-- start Source data --

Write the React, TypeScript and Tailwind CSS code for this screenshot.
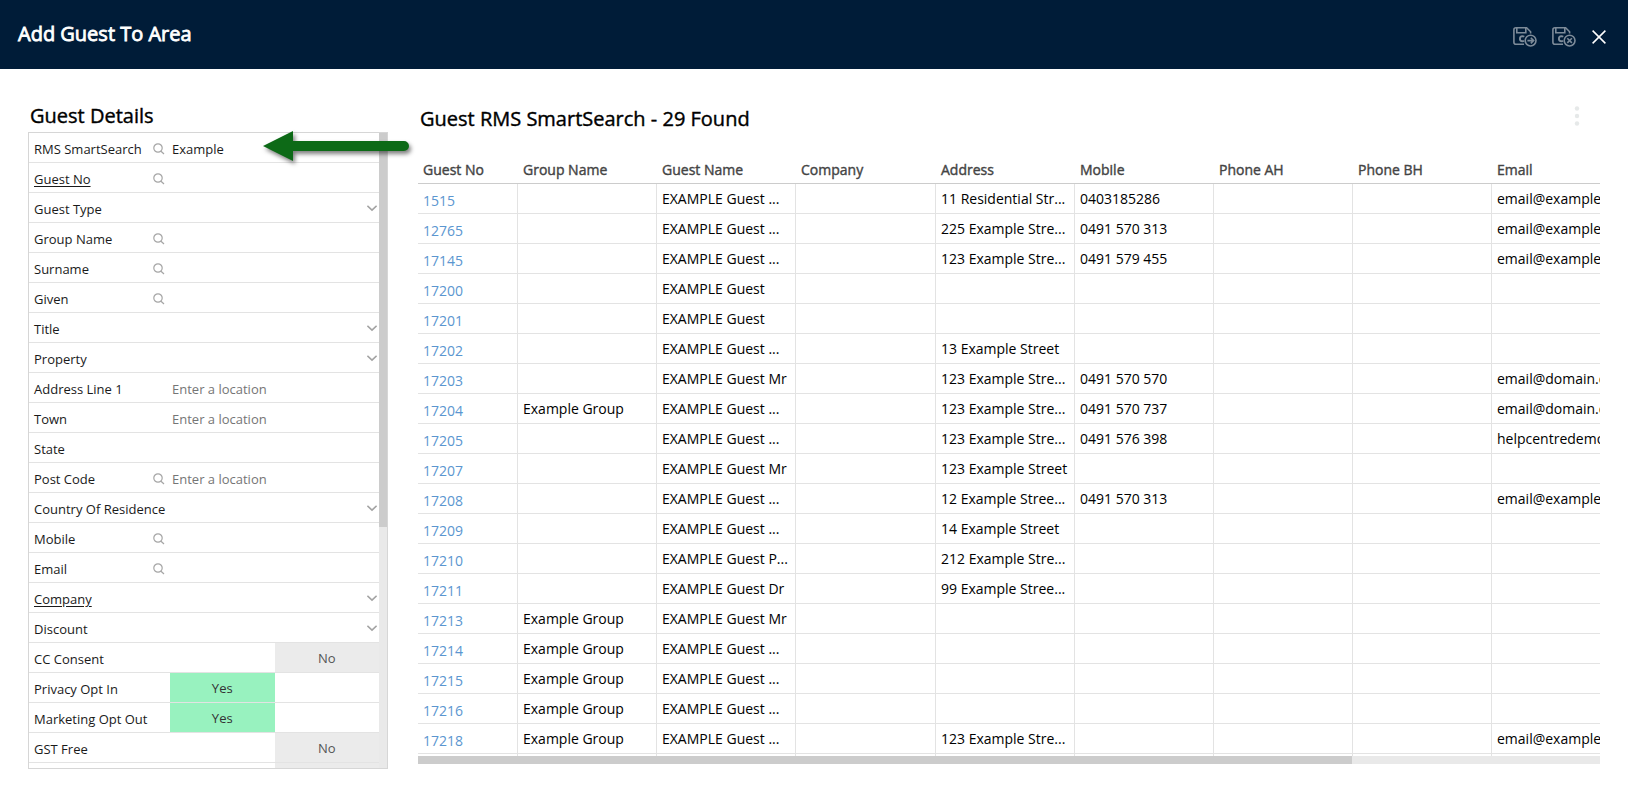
import * as React from 'react';

interface IField {
  label: string;
  kind: 'text' | 'select' | 'toggle';
  search?: boolean;
  link?: boolean;
  value?: string;
  placeholder?: string;
  on?: boolean;
}

interface IGuest {
  no: string;
  group?: string;
  name: string;
  address?: string;
  mobile?: string;
  email?: string;
}

const fields: IField[] = [
  { label: 'RMS SmartSearch', kind: 'text', search: true, value: 'Example' },
  { label: 'Guest No', kind: 'text', search: true, link: true },
  { label: 'Guest Type', kind: 'select' },
  { label: 'Group Name', kind: 'text', search: true },
  { label: 'Surname', kind: 'text', search: true },
  { label: 'Given', kind: 'text', search: true },
  { label: 'Title', kind: 'select' },
  { label: 'Property', kind: 'select' },
  { label: 'Address Line 1', kind: 'text', placeholder: 'Enter a location' },
  { label: 'Town', kind: 'text', placeholder: 'Enter a location' },
  { label: 'State', kind: 'text' },
  { label: 'Post Code', kind: 'text', search: true, placeholder: 'Enter a location' },
  { label: 'Country Of Residence', kind: 'select' },
  { label: 'Mobile', kind: 'text', search: true },
  { label: 'Email', kind: 'text', search: true },
  { label: 'Company', kind: 'select', link: true },
  { label: 'Discount', kind: 'select' },
  { label: 'CC Consent', kind: 'toggle', on: false },
  { label: 'Privacy Opt In', kind: 'toggle', on: true },
  { label: 'Marketing Opt Out', kind: 'toggle', on: true },
  { label: 'GST Free', kind: 'toggle', on: false },
];

const columns = [
  { title: 'Guest No', width: 'w-[100px]' },
  { title: 'Group Name', width: 'w-[139px]' },
  { title: 'Guest Name', width: 'w-[139px]' },
  { title: 'Company', width: 'w-[140px]' },
  { title: 'Address', width: 'w-[139px]' },
  { title: 'Mobile', width: 'w-[139px]' },
  { title: 'Phone AH', width: 'w-[139px]' },
  { title: 'Phone BH', width: 'w-[139px]' },
  { title: 'Email', width: '' },
];

const guests: IGuest[] = [
  { no: '1515', name: 'EXAMPLE Guest ...', address: '11 Residential Str...', mobile: '0403185286', email: 'email@example.com' },
  { no: '12765', name: 'EXAMPLE Guest ...', address: '225 Example Stre...', mobile: '0491 570 313', email: 'email@example.com' },
  { no: '17145', name: 'EXAMPLE Guest ...', address: '123 Example Stre...', mobile: '0491 579 455', email: 'email@example.com' },
  { no: '17200', name: 'EXAMPLE Guest' },
  { no: '17201', name: 'EXAMPLE Guest' },
  { no: '17202', name: 'EXAMPLE Guest ...', address: '13 Example Street' },
  { no: '17203', name: 'EXAMPLE Guest Mr', address: '123 Example Stre...', mobile: '0491 570 570', email: 'email@domain.com' },
  { no: '17204', group: 'Example Group', name: 'EXAMPLE Guest ...', address: '123 Example Stre...', mobile: '0491 570 737', email: 'email@domain.com' },
  { no: '17205', name: 'EXAMPLE Guest ...', address: '123 Example Stre...', mobile: '0491 576 398', email: 'helpcentredemo' },
  { no: '17207', name: 'EXAMPLE Guest Mr', address: '123 Example Street' },
  { no: '17208', name: 'EXAMPLE Guest ...', address: '12 Example Stree...', mobile: '0491 570 313', email: 'email@example.com' },
  { no: '17209', name: 'EXAMPLE Guest ...', address: '14 Example Street' },
  { no: '17210', name: 'EXAMPLE Guest P...', address: '212 Example Stre...' },
  { no: '17211', name: 'EXAMPLE Guest Dr', address: '99 Example Stree...' },
  { no: '17213', group: 'Example Group', name: 'EXAMPLE Guest Mr' },
  { no: '17214', group: 'Example Group', name: 'EXAMPLE Guest ...' },
  { no: '17215', group: 'Example Group', name: 'EXAMPLE Guest ...' },
  { no: '17216', group: 'Example Group', name: 'EXAMPLE Guest ...' },
  { no: '17218', group: 'Example Group', name: 'EXAMPLE Guest ...', address: '123 Example Stre...', email: 'email@example.com' },
];

const SearchIcon = () => (
  <svg width="12" height="12" viewBox="0 0 12 12" fill="none" stroke="#a6a6a6" strokeWidth="1.2">
    <circle cx="5" cy="5" r="4.2" />
    <path d="M8 8.2 L11 11" />
  </svg>
);

const ChevronIcon = () => (
  <svg className="pointer-events-none absolute right-0.5 top-3" width="10" height="8" viewBox="0 0 10 8" fill="none" stroke="#a3a3a3" strokeWidth="1.6">
    <path d="M0.4 0.9 L5 5.1 L9.6 0.9" />
  </svg>
);

// floppy disk with a C on it, and a round badge in the corner
const SaveIcon = ({ children }: { children: React.ReactNode }) => (
  <svg width="24" height="20" viewBox="0 0 24 20" fill="none" stroke="#7d8b99" strokeWidth="1.6">
    <path d="M11 17.2 H3 Q0.9 17.2 0.9 15.2 V2.8 Q0.9 0.8 3 0.8 H13.6 L17.6 4.8 V6.6" />
    <path d="M3.8 1 V5.7 H12.8 V1" />
    <path strokeWidth="1.9" d="M11.2 9.8 Q10.4 9.1 9.4 9.1 Q6.9 9.3 6.9 11.7 Q6.9 14.1 9.4 14.2 Q10.4 14.2 11 13.6" />
    <circle cx="17.6" cy="13.6" r="5.4" />
    {children}
  </svg>
);

const FieldRow = ({ field }: { field: IField }) => {
  const id = field.label.toLowerCase().replace(/ /g, '-');
  const [value, setValue] = React.useState<string>(field.value || '');
  const [on, setOn] = React.useState<boolean>(!!field.on);

  return (
    <div className="flex h-[30px] shrink-0 border-b border-[#e3e3e3] text-[13px] text-[#1a1a1a]">
      <div className="flex w-[141px] shrink-0 items-center whitespace-nowrap pl-[5px]">
        <label htmlFor={id} className={field.link ? 'flex-1 pt-[5px] underline underline-offset-2' : 'flex-1 pt-[5px]'}>
          {field.label}
        </label>
        {field.search && (
          <button type="button" aria-label={`Search ${field.label}`} className="mr-[5px] pt-[3px]">
            <SearchIcon />
          </button>
        )}
      </div>
      {field.kind === 'text' && (
        <input
          id={id}
          type="text"
          value={value}
          placeholder={field.placeholder}
          onChange={(e) => setValue(e.target.value)}
          className="min-w-0 flex-1 pl-0.5 pt-[5px] outline-none placeholder:text-[#757575]"
        />
      )}
      {field.kind === 'select' && (
        <div className="relative flex flex-1">
          <select id={id} className="flex-1 appearance-none bg-transparent outline-none">
            <option></option>
          </select>
          <ChevronIcon />
        </div>
      )}
      {field.kind === 'toggle' && (
        <button id={id} type="button" aria-pressed={on} onClick={() => setOn(!on)} className="flex flex-1">
          <span className={on ? 'h-full flex-1 bg-[#98f2bf] pt-px leading-[29px] text-[#333]' : 'h-full flex-1'}>{on && 'Yes'}</span>
          <span className={on ? 'h-full flex-1' : 'h-full flex-1 bg-[#ebebeb] pt-px leading-[29px] text-[#555]'}>{!on && 'No'}</span>
        </button>
      )}
    </div>
  );
};

const GuestDetails = () => (
  <section className="flex w-[360px] shrink-0 flex-col">
    <h2 className="pl-0.5 text-xl leading-7 [-webkit-text-stroke:0.4px_black]">Guest Details</h2>
    <div className="mt-0.5 flex min-h-0 flex-1 border border-[#d6d6d6]">
      <div className="flex min-w-0 flex-1 flex-col overflow-hidden">
        {fields.map((field) => (
          <FieldRow key={field.label} field={field} />
        ))}
        <div className="flex h-[30px] shrink-0 pl-[141px]">
          <div className="flex-1"></div>
          <div className="flex-1 bg-[#ebebeb]"></div>
        </div>
      </div>
      <div className="w-2 bg-[#e9e9e9]">
        <div className="h-[62%] bg-[#cccccc]"></div>
      </div>
    </div>
  </section>
);

const GuestTable = () => (
  <section className="mb-[5px] flex min-w-0 flex-1 flex-col">
    <div className="flex items-start justify-between pl-0.5 pr-5">
      <h2 className="pt-[3px] text-xl leading-7 [-webkit-text-stroke:0.4px_black]">Guest RMS SmartSearch - 29 Found</h2>
      <button type="button" aria-label="More options" className="pt-1">
        <svg width="6" height="20" viewBox="0 0 6 20" fill="#e6e9e9">
          <circle cx="3" cy="2.5" r="2.2" />
          <circle cx="3" cy="10" r="2.2" />
          <circle cx="3" cy="17.5" r="2.2" />
        </svg>
      </button>
    </div>
    <div className="mt-5 min-h-0 flex-1 overflow-hidden">
      <table className="w-[1500px] table-fixed border-separate border-spacing-0 text-sm">
        <thead>
          <tr className="h-[31px] text-left text-[#444]">
            {columns.map((column) => (
              <th
                key={column.title}
                className={`${column.width} border-b border-[#cccccc] p-0 pl-[5px] pt-[3px] font-normal [-webkit-text-stroke:0.4px_#444]`}
              >
                {column.title}
              </th>
            ))}
          </tr>
        </thead>
        <tbody>
          {guests.map((guest) => (
            <tr key={guest.no} className="h-[30px] whitespace-nowrap">
              <td className="border-b border-r border-[#e3e3e3] p-0 pl-[5px] pt-1">
                <a href="#" className="text-[#5b96d0]">
                  {guest.no}
                </a>
              </td>
              {[guest.group, guest.name, '', guest.address, guest.mobile, '', '', guest.email].map((text, i) => (
                <td key={i} className="border-b border-r border-[#e3e3e3] p-0 pl-[5px]">
                  {text}
                </td>
              ))}
            </tr>
          ))}
          <tr className="h-[30px]">
            {columns.map((column) => (
              <td key={column.title} className="border-r border-[#e3e3e3] p-0"></td>
            ))}
          </tr>
        </tbody>
      </table>
    </div>
    <div className="h-2 bg-[#e9e9e9]">
      <div className="h-2 w-[79%] bg-[#cccccc]"></div>
    </div>
  </section>
);

// callout pointing at the smart search box
const Arrow = () => (
  <svg className="pointer-events-none absolute left-[263px] top-[131px] overflow-visible drop-shadow-[2px_3px_2px_rgba(0,0,0,0.5)]" width="146" height="30" viewBox="0 0 146 30" fill="#0d6a17">
    <path d="M0 15 L30 0 V10 H141 A5 5 0 0 1 141 20 H30 V30 Z" />
  </svg>
);

const App = () => {
  return (
    <div className="relative flex h-screen flex-col overflow-hidden bg-white font-['Open_Sans',sans-serif] text-black">
      <header className="flex h-[69px] shrink-0 items-center justify-between bg-[#001c38] pl-[18px] pr-[21px] text-white">
        <h1 className="pb-0.5 text-xl [-webkit-text-stroke:0.8px_white]">Add Guest To Area</h1>
        <div className="flex items-center gap-[15px] pt-1">
          <button type="button" aria-label="Save and continue">
            <SaveIcon>
              <path d="M14.4 13.6 H20.4 M17.8 10.8 L20.6 13.6 L17.8 16.4" />
            </SaveIcon>
          </button>
          <button type="button" aria-label="Save and close">
            <SaveIcon>
              <path d="M15.3 11.3 L19.9 15.9 M19.9 11.3 L15.3 15.9" />
            </SaveIcon>
          </button>
          <button type="button" aria-label="Close">
            <svg width="16" height="14" viewBox="0 0 16 14" fill="none" stroke="white" strokeWidth="1.5">
              <path d="M1.6 0.6 L14.4 13.4 M14.4 0.6 L1.6 13.4" />
            </svg>
          </button>
        </div>
      </header>
      <main className="flex min-h-0 flex-1 gap-[30px] pb-[29px] pl-7 pr-7 pt-[33px]">
        <GuestDetails />
        <GuestTable />
      </main>
      <Arrow />
    </div>
  );
};

export default App;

-- end Source data --

Make a tally of the lines in this data that include the string "React", and answer with that tally alone.

#### Complete answer:
5